In l987—following the Chernobyl nuclear disaster—Italy voted to abandon nuclear, and a similar gesture was made by the people of Sweden about the same time. According to the (UK) Financial Times (February 24, 2009), Italy's "relatively advanced nuclear capacity was (immediately) mothballed or dismantled." Fortunately though, Sweden specified 2010 as the date for dismantlement, because over the last decade Swedish nuclear energy—together with hydro—has provided this country (Sweden) with perhaps the lowest cost electricity in the world, and until the curse of electric deregulation appeared, the price was also among the lowest in the world.

The new Italian facilities are scheduled to be constructed by ENEL, with the cooperation of Electricité de France, who played a key role in the design of the reactors to be installed.
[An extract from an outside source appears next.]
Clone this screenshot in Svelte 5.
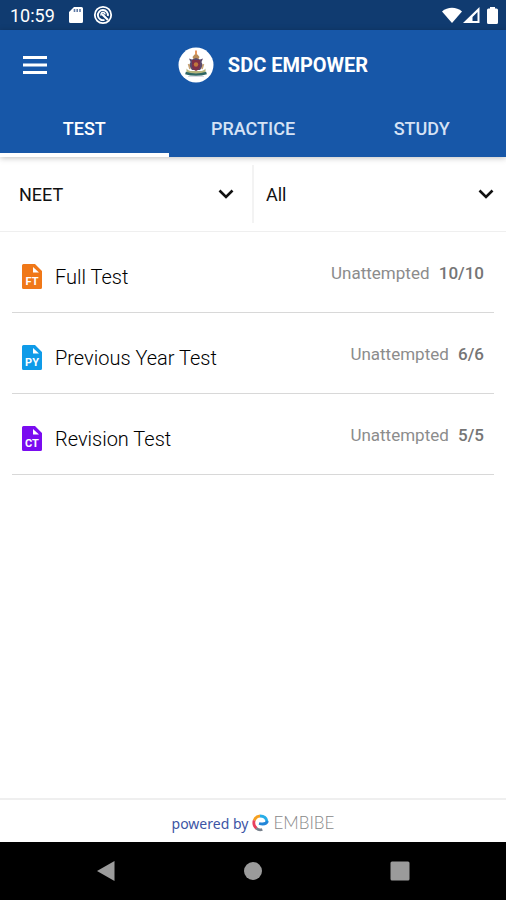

This equipment will not make its appearance in Italy in the very near future though, and in fact if there is a serious nuclear accident near that country, it may never come into existence. But given the nuclear renaissance that is gaining momentum in Europe and elsewhere, a change in Italy's nuclear plans will hardly be noticed. According to the German firm Siemens, at least 400 new reactors will be deployed globally by 2030. Moreover, several years ago, Mr. Vladimir Spidla, the Czech prime minister at the time, visited Finland, and among things he said that while Finland was the only country in Europe that displayed intentions to build an advanced nuclear facility, "soon almost all will join it."

Because of the ostensible "need" to rebuild its nuclear safety authority, and to identify sites for the new installations, the first new Italian reactor may not be in operation until 2020—or even later. The important thing in Italy and elsewhere is that preparations are made to construct this equipment before the price of oil and gas goes into orbit, which many observers now believe could happen sooner rather than later.

The nuclear reactors that are to be constructed in Italy are 'European pressurized reactors (EPR),' or as they are often designated 'third generation' (Gen 3) equipment, where the emphasis is on safety. (Safety with this equipment means that if control systems stop working, the reactor shuts down automatically, dissipates the heat produced by the reactions in its core, and stops both fuel and radioactive waste from escaping.) Unless I am mistaken, it makes sense for Italy not to hurry their new project, because while things might go smoothly if these reactors were being constructed in France, or even China, there could be problems of a cultural nature in Italy, where ENEL and EDF must coordinate their efforts in order to meet deadlines and keep costs under control.